On the other hand, if a terrorist group has gotten ahold of a nuke, and they were the ones who bought these puts, they would be making billions of dollars just on the ones we're discussing here. And while it is true that these purchases can be traced, they would no doubt use a series of proxies to hide the money trail. The terrorist thing seems like tin foil hat stuff, but it happened on a smaller scale on 9/11.

[color=Red]"St udio, clink k , and tom bedlam have regarding these stock options being bought. is it really a big deal?"[/color]


Speaking strictly for me, I just don't know. That's what I'm trying to figure out here. The terrorism thing seems like tin foil hat stuff but this is a very risky bet, and I'm trying to figure out why someone would do that.

[color=Red]"but they might just have 'boxed the field' in smaller increments, i.e. spent the same or greater than 4.5 Billion$ on higher options/ 'calls' but spread an equal number 'put & calls' options over a dozen or more brokerage houses so that their 'hedge' would not attract the attention which their initial & obvious 1st 'Short' options gained,
to move-the-market in the 1st place."[/color]

Well two things. First, it doesn't quite work like that. While there may be various brokers, options, like stocks, trade through a single exchange, which keeps track of volume as well as ask and bid prices. So somebody couldn't really hide a large purchase. The thing with a call that's different is that if you really thought the market could be going up by 30 percent you'd buy with a strike price close to the current price of the underlying asset.

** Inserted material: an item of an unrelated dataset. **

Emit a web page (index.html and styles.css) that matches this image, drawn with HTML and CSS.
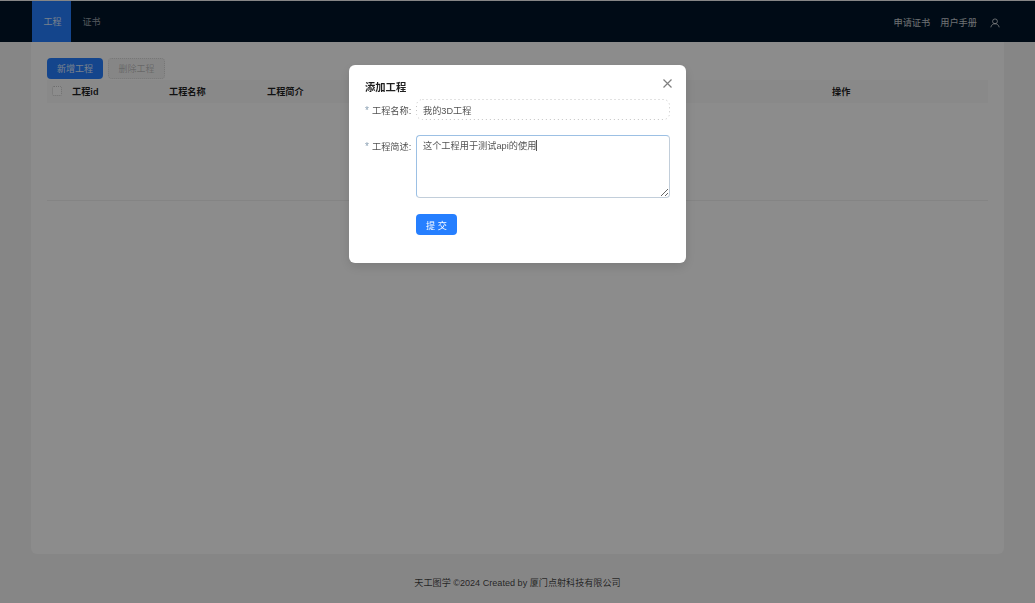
FILE: index.html
```html
<!DOCTYPE html>
<html>
<head>
    <title>工程 - 天工图学</title>
    <link rel="stylesheet" href="styles.css">
</head>
<body>
    <div class="layout">
        <header class="top-bar">
            <nav class="top-nav">
                <a class="nav-item active">工程</a>
                <a class="nav-item">证书</a>
            </nav>
            <div class="top-right">
                <a class="top-link">申请证书</a>
                <a class="top-link">用户手册</a>
                <svg class="user-icon" viewBox="0 0 12 12" width="10" height="10">
                    <circle cx="6" cy="4" r="2.9"></circle>
                    <path d="M1 11.2c.4-2.6 2.4-4.3 5-4.300s4.600 1.700 5 4.300"></path>
                </svg>
            </div>
        </header>
        <main class="content">
            <div class="toolbar">
                <button class="btn btn-primary">新增工程</button>
                <button class="btn btn-disabled">删除工程</button>
            </div>
            <div class="table-head">
                <div class="col col-check"><span class="checkbox"></span></div>
                <div class="col col-id">工程id</div>
                <div class="col col-name">工程名称</div>
                <div class="col col-desc">工程简介</div>
                <div class="col col-action">操作</div>
            </div>
            <div class="table-empty"></div>
        </main>
        <footer class="footer">天工图学 ©2024 Created by 厦门点射科技有限公司</footer>
    </div>

    <div class="mask"></div>

    <div class="modal">
        <svg class="modal-close" viewBox="0 0 9 9" width="9" height="9">
            <path d="M.5.5l8 8M8.500.5l-8 8"></path>
        </svg>
        <div class="modal-title">添加工程</div>
        <form class="modal-form">
            <div class="form-row">
                <label class="form-label"><span class="req">*</span>工程名称:</label>
                <div class="field">
                    <input class="form-input" type="text" value="我的3D工程">
                    <svg class="field-dots" width="254" height="21">
                        <rect x="0.5" y="0.5" width="253" height="20" rx="6"></rect>
                    </svg>
                </div>
            </div>
            <div class="form-row form-row-area">
                <label class="form-label"><span class="req">*</span>工程简述:</label>
                <div class="field">
                    <textarea class="form-area">这个工程用于测试api的使用</textarea>
                    <span class="caret"></span>
                </div>
            </div>
            <div class="form-submit">
                <button type="button" class="btn-submit">提 交</button>
            </div>
        </form>
    </div>
</body>
</html>
```

FILE: styles.css
```css
* {
    margin: 0;
    padding: 0;
    box-sizing: border-box;
    font-family: "Liberation Sans", "Noto Sans CJK SC", sans-serif;
}

body {
    background: #f5f5f5;
    height: 603px;
    overflow: hidden;
    font-size: 9.2px;
}

.layout {
    display: flex;
    flex-direction: column;
    height: 603px;
    padding-top: 1px;
}

.top-bar {
    display: flex;
    justify-content: space-between;
    align-items: stretch;
    height: 41px;
    background: #001529;
    padding: 0 35px 0 32px;
}

.top-nav {
    display: flex;
}

.nav-item {
    display: flex;
    align-items: center;
    justify-content: center;
    width: 39px;
    padding-left: 2px;
    font-size: 9px;
    color: rgba(255, 255, 255, 0.6);
}

.nav-item.active {
    background: #267fff;
    color: rgba(255, 255, 255, 0.85);
}

.top-right {
    display: flex;
    align-items: center;
    gap: 10px;
}

.top-link {
    color: rgba(255, 255, 255, 0.8);
}

.user-icon {
    margin-left: 3px;
    margin-top: 2px;
    fill: none;
    stroke: rgba(255, 255, 255, 0.85);
    stroke-width: 1;
}

.content {
    flex: 1;
    margin: 0 31px;
    padding: 16px;
    background: #fff;
    border-radius: 0 0 6px 6px;
}

.toolbar {
    display: flex;
    gap: 5px;
    height: 22px;
}

.btn {
    width: 57px;
    height: 21px;
    border-radius: 4px;
    font-size: 9px;
    border: 1px solid transparent;
}

.btn-primary {
    width: 56px;
    background: #267fff;
    color: rgba(255, 255, 255, 0.85);
}

.btn-disabled {
    background: #f5f5f5;
    border: 1px dotted #d9d9d9;
    color: rgba(0, 0, 0, 0.25);
}

.table-head {
    display: flex;
    align-items: center;
    height: 23px;
    padding-bottom: 2px;
    background: #fafafa;
    font-weight: bold;
    color: rgba(0, 0, 0, 0.88);
}

.col-check {
    display: flex;
    align-items: center;
    padding-left: 5px;
    width: 25px;
}

.checkbox {
    width: 10px;
    height: 10px;
    border: 1px dotted #c8c8c8;
    border-radius: 2px;
    background: #fff;
}

.col-id {
    width: 97px;
}

.col-name {
    width: 98px;
}

.col-desc {
    width: 565px;
}

.table-empty {
    height: 98px;
    border-bottom: 1px solid #f0f0f0;
}

.footer {
    height: 49px;
    display: flex;
    align-items: center;
    justify-content: center;
    padding-top: 7px;
    font-size: 9.1px;
    color: rgba(0, 0, 0, 0.75);
}

.mask {
    position: fixed;
    inset: 0;
    background: rgba(0, 0, 0, 0.45);
}

.modal {
    position: fixed;
    left: 349px;
    top: 65px;
    width: 337px;
    height: 198px;
    padding: 16px;
    background: #fff;
    border-radius: 6px;
    box-shadow: 0 4px 12px rgba(0, 0, 0, 0.12);
}

.modal-close {
    position: absolute;
    right: 14px;
    top: 14px;
    fill: none;
    stroke: rgba(0, 0, 0, 0.5);
    stroke-width: 1.2;
}

.modal-title {
    font-size: 10.3px;
    font-weight: bold;
    line-height: 12px;
    height: 12px;
    padding-top: 0.5px;
    color: rgba(0, 0, 0, 0.88);
}

.modal-form {
    margin-top: 6px;
}

.form-row {
    display: flex;
    height: 21px;
    align-items: center;
}

.form-row-area {
    margin-top: 15px;
    height: 63px;
    align-items: flex-start;
}

.form-label {
    width: 51px;
    color: rgba(0, 0, 0, 0.7);
    white-space: nowrap;
}

.form-row-area .form-label {
    padding-top: 4px;
}

.req {
    display: inline-block;
    width: 7px;
    color: #8a9fb2;
    font-size: 10px;
}

.field {
    position: relative;
    display: flex;
}

.form-input,
.form-area {
    width: 254px;
    font-size: 9.2px;
    padding: 4px 7px;
    color: rgba(0, 0, 0, 0.7);
    background: #fff;
    border-radius: 4px;
    outline: none;
}

.form-input {
    height: 21px;
    border: none;
}

.field-dots {
    position: absolute;
    left: 0;
    top: 0;
    fill: none;
    stroke: #c4c4c4;
    stroke-dasharray: 1 3;
    pointer-events: none;
}

.form-area {
    height: 63px;
    padding-left: 6px;
    border: 1px solid;
    border-color: #9cc0e4 #c2ceda #c2ceda #9cc0e4;
    line-height: 12px;
    resize: vertical;
}

.caret {
    position: absolute;
    left: 120px;
    top: 5px;
    width: 1px;
    height: 11px;
    background: #555;
}

.form-submit {
    margin: 16px 0 0 51px;
}

.btn-submit {
    width: 41px;
    height: 21px;
    background: #267fff;
    color: #fff;
    border: none;
    border-radius: 4px;
    font-size: 9.2px;
}
```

It would be more expensive to buy, but you'd make some money even if it only went up, say, 5 or 6 percent, and it could even go up more than 30 percent.

The thing that gets me in all of this folks is that someone is betting staggering amounts of money that the non-American markets are going to dip by 30 percent in the next four weeks and the question is why? And to make matters worse, they paid huge prices for such options. A put predicting a 30-plus percent price drop would normally be dirt cheap because there would be almost no chance of exercising it. But if someone wanted to buy lots of them in a hurry they would drive their own price up.

I'm going to bed. I'll talk to a few people tomorrow who know a lot about this stuff and see what they think is going on.

[edit on 26-8-2007 by ClintK]

[edit on 26-8-2007 by ClintK]



reply posted on 26-8-2007 @ 08:54 PM by marg6043
reply to post by ClintK



Well China had 9.7 billion of dollars link to the housing markets, they denied since July that they had any money invested, but as the markets started to slow down China lost money and many of the stock holders didnt' know anything about the involvement so they were not very happy.

China could be one of the players because they are already link to American companies they have been doing it in secret until now.

Industrial & Commercial Bank of China Ltd., the world's largest bank by market value, said it had $1.2 billion of subprime-related securities.